Brexit: damage and risks for the EU and the UK, here are the solutions

The timing within which Great Britain will leave the European Union has not yet been defined, but it is useless to pretend that Brexit might not happen: it is a remote scenario, which would further damage the already fragmented British political fabric.

The real challenge for Prime Minister May will rather be to protect the financial services sector, which is particularly developed in the United Kingdom and has grown thanks to the single European market.

The most important aspect to determine is the future of cross-border banking services, given that there are 489 foreign banks in London, of which 183 belong to the EU. Will they be able to continue to operate from London on the European market with the same regulation as today, or will they be forced to create subsidiaries (capitalised separately) to operate within the EU?

As for trade in industrial products, if Britain loses access to the single market it will probably have to contend with Community duties, which would induce multinationals to move their headquarters within the EU.

To solve the problem, former Prime Minister and Chancellor of the Exchequer Gordon Brown has suggested that the country can join the European Economic Area (EEA). In this case, however, London would have to continue to respect EU laws and contribute to the EU budget, at the same time losing the possibility of influencing European decisions.
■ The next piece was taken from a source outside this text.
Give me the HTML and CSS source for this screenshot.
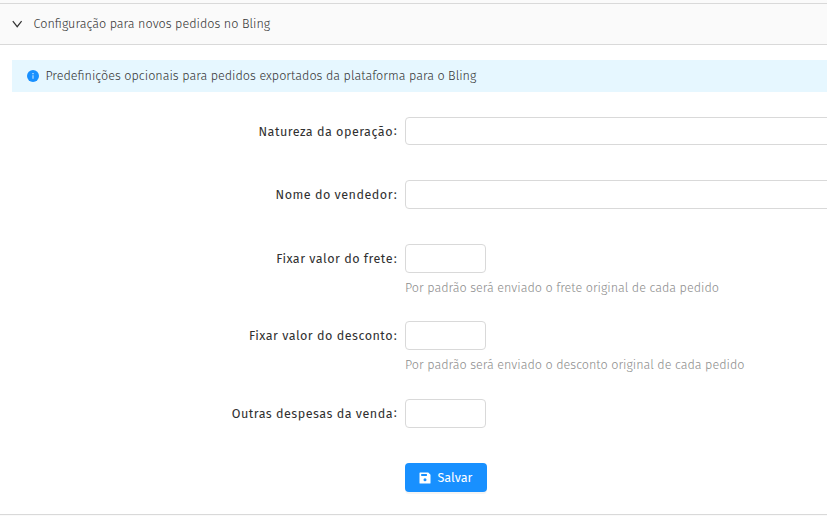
FILE: index.html
```html
<!DOCTYPE html>
<html lang="pt-BR">
<head>
<meta charset="utf-8">
<title>Bling</title>
<link rel="stylesheet" href="styles.css">
</head>
<body>
<section class="panel">
  <header class="panel-header">
    <svg class="chevron" viewBox="0 0 10 8" width="10" height="8"><path d="M.8 1.1 5.2 6.7 9.6 1.1" fill="none" stroke="currentColor" stroke-width="1.2"/></svg>
    <span class="title">Configuração para novos pedidos no Bling</span>
  </header>
  <div class="panel-body">
    <div class="alert">
      <svg class="info" viewBox="0 0 12 12" width="12" height="12"><circle cx="6" cy="6" r="6" fill="#1890ff"/><path d="M5.55 5.2h.9v3.6h-.9zM5.45 3.1h1.1v1.1h-1.1z" fill="#e6f7ff"/></svg>
      <span class="alert-text">Predefinições opcionais para pedidos exportados da plataforma para o Bling</span>
    </div>
    <form class="form">
      <div class="row row-nature">
        <label for="nature"><span>Natureza da operação</span><i class="raised">:</i></label>
        <div class="control"><input id="nature" class="wide short" type="text"></div>
      </div>
      <div class="row row-seller">
        <label for="seller"><span>Nome do vendedor</span><i>:</i></label>
        <div class="control"><input id="seller" class="wide" type="text"></div>
      </div>
      <div class="row row-freight">
        <label for="freight"><span>Fixar valor do frete</span><i>:</i></label>
        <div class="control"><input id="freight" type="text"><p class="help">Por padrão será enviado o frete original de cada pedido</p></div>
      </div>
      <div class="row row-discount">
        <label for="discount"><span>Fixar valor do desconto</span><i>:</i></label>
        <div class="control"><input id="discount" type="text"><p class="help">Por padrão será enviado o desconto original de cada pedido</p></div>
      </div>
      <div class="row row-other">
        <label for="other"><span>Outras despesas da venda</span><i class="raised">:</i></label>
        <div class="control"><input id="other" type="text"></div>
      </div>
      <button class="save" type="button">
        <svg viewBox="0 0 12 12" width="12" height="12"><path fill="#fff" fill-rule="evenodd" d="M1.1.5h8.2l2.2 2.2v8.2q0 .6-.6.6H1.1q-.6 0-.6-.6V1.1q0-.6.6-.6zM2.2 2v2.1h5.7V2zM6 6.3a1.5 1.5 0 1 0 0 3 1.5 1.5 0 0 0 0-3z"/></svg>
        <span class="save-text">Salvar</span>
      </button>
    </form>
  </div>
</section>
</body>
</html>
```
FILE: styles.css
```css
* { box-sizing: border-box; }
body {
  margin: 0;
  height: 516px;
  overflow: hidden;
  padding-top: 3px;
  background: #fafafa;
  color: #333;
  font: 300 12.6px/20px "Fira Sans", "Noto Sans", sans-serif;
}
.panel {
  height: 512px;
  border-top: 1px solid #d9d9d9;
  border-bottom: 1px solid #d9d9d9;
  background: #fff;
}
.panel-header {
  display: flex;
  align-items: center;
  height: 41px;
  padding-left: 12px;
  background: #fafafa;
  border-bottom: 1px solid #d9d9d9;
  white-space: nowrap;
}
.chevron { margin-right: 11.6px; color: #333; overflow: visible; }
.panel-body { padding: 15px 0 0 12px; }
.alert {
  display: flex;
  align-items: center;
  height: 32px;
  padding-left: 15px;
  background: #e6f7ff;
  white-space: nowrap;
}
.info { margin-right: 6.4px; }
.form { padding-top: 25px; }
.row { display: flex; }
.row-nature { height: 63px; }
.row-seller { height: 64px; }
.row-freight { height: 77px; }
.row-discount { height: 78px; }
.row-other { height: 64px; }
label {
  display: flex;
  justify-content: flex-end;
  width: 393px;
  padding-right: 7px;
  line-height: 29px;
  color: #303030;
  font-weight: 400;
  letter-spacing: .48px;
  white-space: nowrap;
}
label i { width: 5px; text-align: center; font-style: normal; }
.raised { line-height: 27px; }
.control { flex: 1; }
input {
  display: block;
  width: 81px;
  height: 29px;
  margin: 0;
  padding: 0 8px;
  border: 1px solid #d9d9d9;
  border-radius: 4px;
  background: #fff;
}
.wide { width: calc(100% + 12px); }
.short { height: 28px; }
.help {
  margin: 5px 0 0;
  color: #8c8c8c;
  white-space: nowrap;
}
.save {
  display: flex;
  align-items: center;
  width: 82px;
  height: 29px;
  margin: 0 0 0 393px;
  padding: 0 0 0 14px;
  border: 0;
  border-radius: 4px;
  background: #1890ff;
  color: #fff;
  font: inherit;
  font-weight: 400;
  box-shadow: 0 2px 0 rgba(0, 0, 0, .045);
}
.save svg { margin-right: 6.5px; }
```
From the point of view of the European Union, on the other hand, the damage that Brexit could cause can be divided into three levels. In the first place, the EU would lose an important economic partner, which is both a financial center and a key defense and security ally, as well as the main link with the United States.
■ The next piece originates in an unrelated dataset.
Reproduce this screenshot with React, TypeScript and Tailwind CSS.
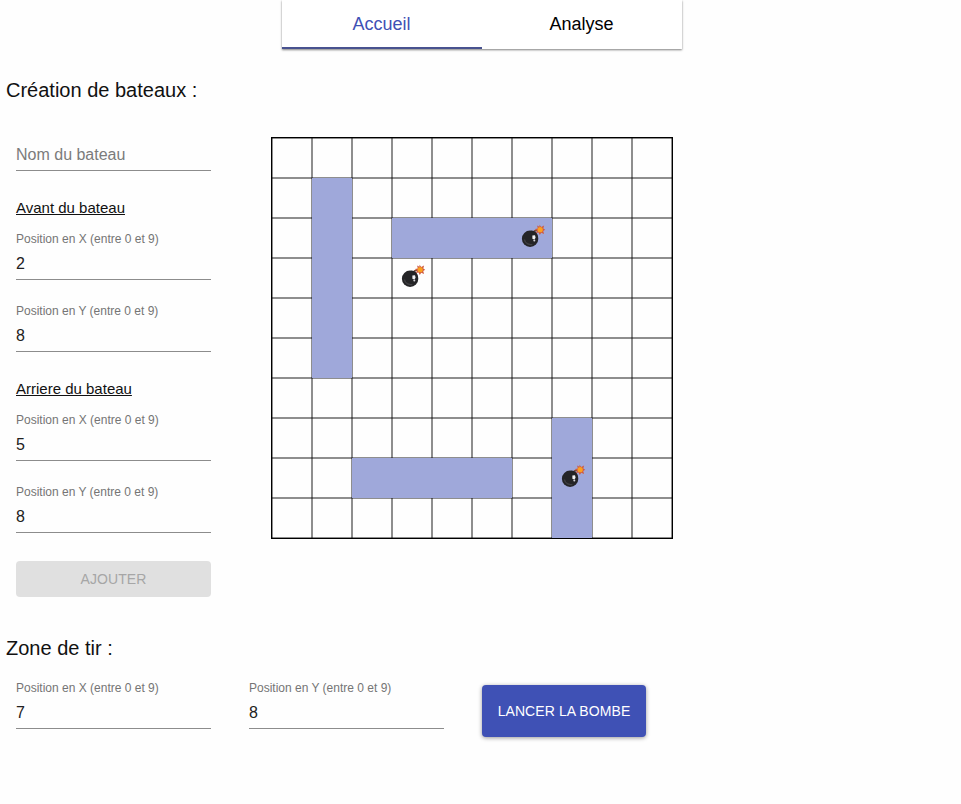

The second potential risk is the political contagion. Brexit is the first significant setback to the European integration process since the Second World War, and Eurosceptic movements and parties across the EU are already taking the opportunity to step up their campaigns.

Finally, the third possible damage caused by Brexit consists in the acceleration of a phenomenon already underway: the tendency of EU countries to find intergovernmental solutions, which weaken the Community institutions rather than strengthen them (just think of the policies on migrants).

In this context, relations between the center and the periphery of the EU are fraying mainly due to low growth and the low level of interest rates. It should be immediately evident (but unfortunately it is not, at least for some member countries) that it will be impossible to ease these tensions until growth will not find a more central role in European politics.

To overcome the limitations imposed on individual countries by budget parameters, one could resort to a broad European investment plan financed by the EU through collective bonds. The refusal to use these instruments for public investment is unfair in economic terms, because it implies that the current generation must fully finance projects that will bear fruit even in the distant future.

It is necessary to understand that the solution to today's difficulties it is not in the decentralization of the decision-making process, but in its greater centralization, for example by creating a European Ministry of Finance.

As regards the economic and monetary union and the banking union, the European deposit guarantee – on which negotiations are currently frozen – is crucial to protect the Eurozone from a possible liquidity crisis in the banks of a single country. Especially since at the moment investors seem ready to launch a new speculative attack against peripheral banks and the Italian referendum on institutional reforms could provide them with the pretext in the event that the No vote wins, plunging the country into political instability.

Ultimately, a functioning economic and monetary union cannot do without new risk-sharing arrangements. An objective that can only be achieved through rigorous budgetary discipline and the "no-bail out" rule. Once all these elements are assembled, any negative shocks will no longer threaten the very survival of the union and the system will finally be stable.